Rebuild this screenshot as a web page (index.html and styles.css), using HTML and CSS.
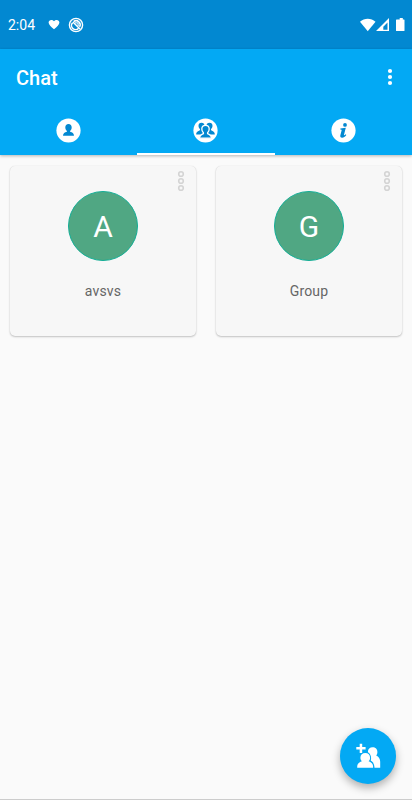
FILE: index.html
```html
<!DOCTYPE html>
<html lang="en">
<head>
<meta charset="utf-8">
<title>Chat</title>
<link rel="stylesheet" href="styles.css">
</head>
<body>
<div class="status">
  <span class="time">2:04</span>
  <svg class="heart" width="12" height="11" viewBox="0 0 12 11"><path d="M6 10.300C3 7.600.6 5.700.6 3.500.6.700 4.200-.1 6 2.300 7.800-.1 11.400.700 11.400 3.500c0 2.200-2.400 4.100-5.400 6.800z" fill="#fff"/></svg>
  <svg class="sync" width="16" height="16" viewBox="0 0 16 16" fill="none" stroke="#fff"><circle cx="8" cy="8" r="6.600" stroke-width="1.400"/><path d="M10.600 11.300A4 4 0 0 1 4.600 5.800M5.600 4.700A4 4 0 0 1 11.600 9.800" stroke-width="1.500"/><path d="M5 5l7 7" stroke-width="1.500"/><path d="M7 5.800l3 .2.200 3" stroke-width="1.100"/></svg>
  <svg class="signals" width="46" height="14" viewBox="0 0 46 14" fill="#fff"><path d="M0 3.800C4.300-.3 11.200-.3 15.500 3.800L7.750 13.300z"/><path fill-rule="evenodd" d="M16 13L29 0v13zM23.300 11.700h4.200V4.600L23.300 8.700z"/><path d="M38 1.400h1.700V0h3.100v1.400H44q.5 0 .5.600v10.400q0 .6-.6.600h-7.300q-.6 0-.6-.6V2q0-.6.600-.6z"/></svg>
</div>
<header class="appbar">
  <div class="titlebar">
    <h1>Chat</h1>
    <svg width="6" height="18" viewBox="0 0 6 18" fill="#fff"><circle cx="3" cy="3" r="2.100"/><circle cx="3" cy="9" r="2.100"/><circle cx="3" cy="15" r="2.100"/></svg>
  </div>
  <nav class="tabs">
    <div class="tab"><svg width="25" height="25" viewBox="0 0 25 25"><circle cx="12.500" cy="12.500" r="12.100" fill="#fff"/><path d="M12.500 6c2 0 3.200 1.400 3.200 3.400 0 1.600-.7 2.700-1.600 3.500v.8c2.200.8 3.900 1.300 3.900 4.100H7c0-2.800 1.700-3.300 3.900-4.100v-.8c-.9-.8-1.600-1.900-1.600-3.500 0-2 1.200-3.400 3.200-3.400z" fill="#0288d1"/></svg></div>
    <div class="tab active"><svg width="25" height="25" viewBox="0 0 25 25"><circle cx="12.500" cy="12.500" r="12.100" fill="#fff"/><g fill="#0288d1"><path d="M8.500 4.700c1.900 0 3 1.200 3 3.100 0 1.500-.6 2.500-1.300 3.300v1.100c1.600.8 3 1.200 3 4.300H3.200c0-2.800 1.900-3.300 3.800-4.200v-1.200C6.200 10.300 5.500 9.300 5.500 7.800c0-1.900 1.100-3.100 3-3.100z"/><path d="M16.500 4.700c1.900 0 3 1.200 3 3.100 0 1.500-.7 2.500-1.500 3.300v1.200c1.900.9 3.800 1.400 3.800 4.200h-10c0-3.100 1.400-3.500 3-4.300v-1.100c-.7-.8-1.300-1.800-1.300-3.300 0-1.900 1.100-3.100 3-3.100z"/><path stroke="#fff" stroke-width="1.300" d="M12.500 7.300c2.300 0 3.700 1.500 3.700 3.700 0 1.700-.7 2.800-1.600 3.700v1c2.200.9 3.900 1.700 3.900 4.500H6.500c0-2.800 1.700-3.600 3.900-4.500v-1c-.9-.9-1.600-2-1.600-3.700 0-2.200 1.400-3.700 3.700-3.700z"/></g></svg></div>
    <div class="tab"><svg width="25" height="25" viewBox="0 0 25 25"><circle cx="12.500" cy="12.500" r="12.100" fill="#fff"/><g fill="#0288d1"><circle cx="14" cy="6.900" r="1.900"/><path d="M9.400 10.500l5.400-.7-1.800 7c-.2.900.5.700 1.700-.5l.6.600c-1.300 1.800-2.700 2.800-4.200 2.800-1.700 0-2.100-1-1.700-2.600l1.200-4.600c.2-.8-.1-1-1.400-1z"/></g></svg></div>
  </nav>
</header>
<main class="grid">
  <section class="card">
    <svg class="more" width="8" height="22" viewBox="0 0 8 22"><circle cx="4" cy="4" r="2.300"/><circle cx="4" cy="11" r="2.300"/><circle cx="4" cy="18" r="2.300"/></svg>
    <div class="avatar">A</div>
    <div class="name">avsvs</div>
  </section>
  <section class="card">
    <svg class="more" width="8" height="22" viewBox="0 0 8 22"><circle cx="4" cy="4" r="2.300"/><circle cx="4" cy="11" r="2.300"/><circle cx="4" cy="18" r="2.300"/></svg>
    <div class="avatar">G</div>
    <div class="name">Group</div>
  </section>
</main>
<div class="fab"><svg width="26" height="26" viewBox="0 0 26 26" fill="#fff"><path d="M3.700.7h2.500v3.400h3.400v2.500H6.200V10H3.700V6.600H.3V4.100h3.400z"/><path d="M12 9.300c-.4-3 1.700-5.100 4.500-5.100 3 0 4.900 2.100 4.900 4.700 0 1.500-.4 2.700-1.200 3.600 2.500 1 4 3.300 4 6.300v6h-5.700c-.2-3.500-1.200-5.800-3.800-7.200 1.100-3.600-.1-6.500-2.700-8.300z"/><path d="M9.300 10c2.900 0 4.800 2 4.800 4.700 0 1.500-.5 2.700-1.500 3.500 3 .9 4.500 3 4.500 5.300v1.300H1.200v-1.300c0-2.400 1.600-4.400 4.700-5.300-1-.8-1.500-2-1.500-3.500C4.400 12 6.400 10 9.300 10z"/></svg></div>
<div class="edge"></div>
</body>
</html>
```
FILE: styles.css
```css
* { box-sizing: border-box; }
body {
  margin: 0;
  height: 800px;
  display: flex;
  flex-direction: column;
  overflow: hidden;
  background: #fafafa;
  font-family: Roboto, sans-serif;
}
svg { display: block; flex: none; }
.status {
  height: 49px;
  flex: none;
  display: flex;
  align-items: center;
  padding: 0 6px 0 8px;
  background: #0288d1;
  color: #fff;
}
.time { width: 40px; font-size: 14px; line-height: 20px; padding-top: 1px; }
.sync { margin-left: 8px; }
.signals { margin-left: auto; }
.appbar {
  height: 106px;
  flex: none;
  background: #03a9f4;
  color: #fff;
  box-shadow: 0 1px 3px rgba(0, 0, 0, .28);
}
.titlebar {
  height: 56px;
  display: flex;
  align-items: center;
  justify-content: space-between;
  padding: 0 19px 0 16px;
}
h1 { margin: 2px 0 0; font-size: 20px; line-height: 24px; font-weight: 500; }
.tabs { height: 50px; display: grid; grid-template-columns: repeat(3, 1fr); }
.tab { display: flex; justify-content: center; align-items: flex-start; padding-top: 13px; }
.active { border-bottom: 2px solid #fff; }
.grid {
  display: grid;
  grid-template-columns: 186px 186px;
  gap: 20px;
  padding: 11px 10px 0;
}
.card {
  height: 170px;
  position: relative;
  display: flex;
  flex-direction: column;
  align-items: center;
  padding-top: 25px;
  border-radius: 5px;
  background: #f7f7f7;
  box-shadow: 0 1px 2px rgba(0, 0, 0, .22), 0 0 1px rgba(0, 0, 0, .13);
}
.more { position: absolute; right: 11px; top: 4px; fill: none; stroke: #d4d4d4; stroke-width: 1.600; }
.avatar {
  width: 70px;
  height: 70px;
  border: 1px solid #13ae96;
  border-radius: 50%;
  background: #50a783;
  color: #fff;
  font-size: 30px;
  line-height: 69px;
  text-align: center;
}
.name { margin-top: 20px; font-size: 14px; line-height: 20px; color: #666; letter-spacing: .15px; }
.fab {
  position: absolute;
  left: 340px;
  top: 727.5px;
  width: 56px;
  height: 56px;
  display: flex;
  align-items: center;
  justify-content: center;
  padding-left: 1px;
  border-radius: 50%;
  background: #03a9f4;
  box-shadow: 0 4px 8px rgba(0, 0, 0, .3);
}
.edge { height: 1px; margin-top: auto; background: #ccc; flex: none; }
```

■ INSTRUCTIONS FOR THE TASK ■
Say how many lines in the listing above include "index". Give nothing but the number.

■ OUTPUT OF THE EXERCISE ■
2